A team of doctors in Scotland and the United States has just made medical history! They successfully used a robot to perform a life-saving stroke procedure—the first time this has ever been done remotely on a human body. This breakthrough means that a specialist doctor doesn't need to be in the same room, or even the same country, as the patient.

The key experiment involved a neurosurgeon in Florida controlling a robot to remove a blood clot from a body located over 4,000 miles away in Dundee, Scotland. The doctor used a special machine that perfectly copied his hand movements to the robot across the ocean, all in real-time.

Professor Iris Grunwald, who led the work in Scotland, said it felt like witnessing "the first glimpse of the future."

This technology is being called a "game changer" because of two major problems in stroke treatment:

Time is Brain: When someone has a severe stroke, every minute counts. The longer the delay in removing the clot, the less chance they have of a full recovery.

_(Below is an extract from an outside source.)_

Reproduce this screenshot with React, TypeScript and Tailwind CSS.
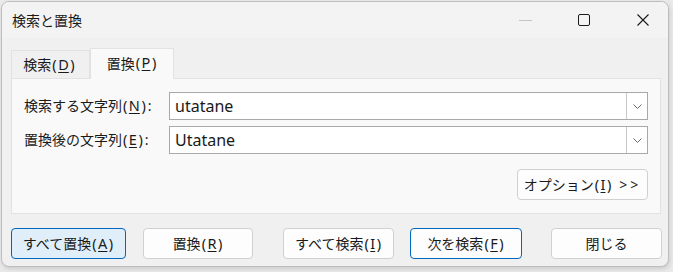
import React from "react";

const JP = { fontFamily: '"Noto Sans CJK JP", "Noto Sans", sans-serif' };
const LATIN = { fontFamily: '"Noto Sans", "Noto Sans CJK JP", sans-serif' };

// access key in parentheses, e.g. (D)
function Key({ k }: { k: string }) {
  return (
    <span className="text-[14.5px]" style={LATIN}>
      <span className="pl-[1px] pr-[1.5px]">(</span>
      <span className="underline underline-offset-[2px] decoration-1">{k}</span>
      <span className="pl-[1.5px] pr-[1px]">)</span>
    </span>
  );
}

function ComboBox({ value }: { value: string }) {
  return (
    <div className="flex h-[28px] w-[479px] border border-[#a8a8a8] bg-white">
      <div className="flex flex-1 items-center pl-[5px] text-[16px] text-[#1a1a1a]" style={LATIN}>
        {value}
      </div>
      <div className="flex w-[21px] items-center justify-center border-l border-[#c8c8c8]">
        <svg width="9" height="5" viewBox="0 0 9 5" fill="none">
          <path d="M0.5 0.5L4.5 4.5L8.5 0.5" stroke="#6b6b6b" strokeWidth="1" />
        </svg>
      </div>
    </div>
  );
}

function DialogButton({
  children,
  width,
  variant = "normal",
  className = "",
}: {
  children: React.ReactNode;
  width: string;
  variant?: "normal" | "default" | "focus";
  className?: string;
}) {
  const look =
    variant === "default"
      ? "border-[#0067c0] bg-[#e0eef9]"
      : variant === "focus"
      ? "border-[#0067c0] bg-[#fdfdfd]"
      : "border-[#d0d0d0] bg-[#fdfdfd]";
  return (
    <div
      className={`flex h-[31px] shrink-0 items-center justify-center rounded-[4px] border text-[14px] text-[#1a1a1a] ${look} ${width} ${className}`}
    >
      {children}
    </div>
  );
}

export default function App() {
  return (
    <div className="h-[272px] w-[673px] bg-[#e9e9e9] pl-px pt-px" style={JP}>
      <div className="flex h-[266px] w-[668px] flex-col overflow-hidden rounded-[8px] border border-[#bdbdbd] bg-[#f0f0f0] shadow-[1px_2px_4px_rgba(0,0,0,0.12)]">
        {/* Title bar */}
        <div className="flex h-[36px] items-center bg-[#f3f3f3] pl-[10px] pr-[19px]">
          <span className="text-[14px] text-[#1a1a1a]">検索と置換</span>
          <div className="ml-auto flex items-center">
            <div className="h-px w-[13px] bg-[#c4c4c4]" />
            <div className="ml-[46px] h-[12px] w-[12px] rounded-[2px] border border-[#1a1a1a]" />
            <svg className="ml-[47px]" width="12" height="12" viewBox="0 0 12 12" fill="none">
              <path d="M0.5 0.5L11.5 11.5M11.5 0.5L0.5 11.5" stroke="#1a1a1a" strokeWidth="1.1" />
            </svg>
          </div>
        </div>

        {/* Body */}
        <div className="pl-[9px] pt-[10px]">
          <div className="flex h-[30px] items-end">
            <div className="flex h-[28px] w-[79px] items-center justify-center border border-b-0 border-[#e2e2e2] bg-[#f0f0f0] text-[14px] text-[#1a1a1a]">
              <span className="-ml-[2px]">
                検索<Key k="D" />
              </span>
            </div>
            <div className="relative z-10 -mb-px flex h-[31px] w-[84px] items-center justify-center border border-b-0 border-[#e2e2e2] bg-[#f9f9f9] pb-[2px] text-[14px] text-[#1a1a1a]">
              置換<Key k="P" />
            </div>
          </div>

          <div className="flex h-[136px] w-[650px] flex-col border border-[#e2e2e2] bg-[#f9f9f9] pl-[12px] pr-[11px] pt-[13px]">
            <div className="flex items-center">
              <div className="w-[145px] text-[14px] text-[#1a1a1a]">
                検索する文字列<Key k="N" />
                <span className="pl-[1px]" style={LATIN}>:</span>
              </div>
              <ComboBox value="utatane" />
            </div>
            <div className="mt-[6px] flex items-center">
              <div className="w-[145px] text-[14px] text-[#1a1a1a]">
                置換後の文字列<Key k="E" />
                <span className="pl-[1px]" style={LATIN}>:</span>
              </div>
              <ComboBox value="Utatane" />
            </div>
            <div className="mt-[15px] flex justify-end pr-px">
              <DialogButton width="w-[131px]">
                オプション<Key k="I" />
                <span className="ml-[7px] tracking-[3px]" style={LATIN}>&gt;&gt;</span>
              </DialogButton>
            </div>
          </div>

          <div className="mt-[14px] flex">
            <DialogButton width="w-[115px]" variant="default">
              すべて置換<Key k="A" />
            </DialogButton>
            <DialogButton width="w-[110px]" className="ml-[17px]">
              置換<Key k="R" />
            </DialogButton>
            <DialogButton width="w-[111px]" className="ml-[30px]">
              すべて検索<Key k="I" />
            </DialogButton>
            <DialogButton width="w-[112px]" variant="focus" className="ml-[16px]">
              次を検索<Key k="F" />
            </DialogButton>
            <DialogButton width="w-[111px]" className="ml-[29px]">
              閉じる
            </DialogButton>
          </div>
        </div>
      </div>
    </div>
  );
}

Lack of Specialists: Only a few hospitals have the expert surgeons needed to perform this procedure. If you live far away, you lose precious time traveling.

The robotic system solves both problems. It allows a specialist to instantly connect to a patient anywhere in the world. As one expert put it, this could finally fix the unfairness in treatment, ensuring that where you live doesn't decide whether you get life-saving care.

The team plans to start testing this robot on patients in clinical trials next year, bringing the future of instant, world-class stroke treatment much closer to reality. The story is from the BBC.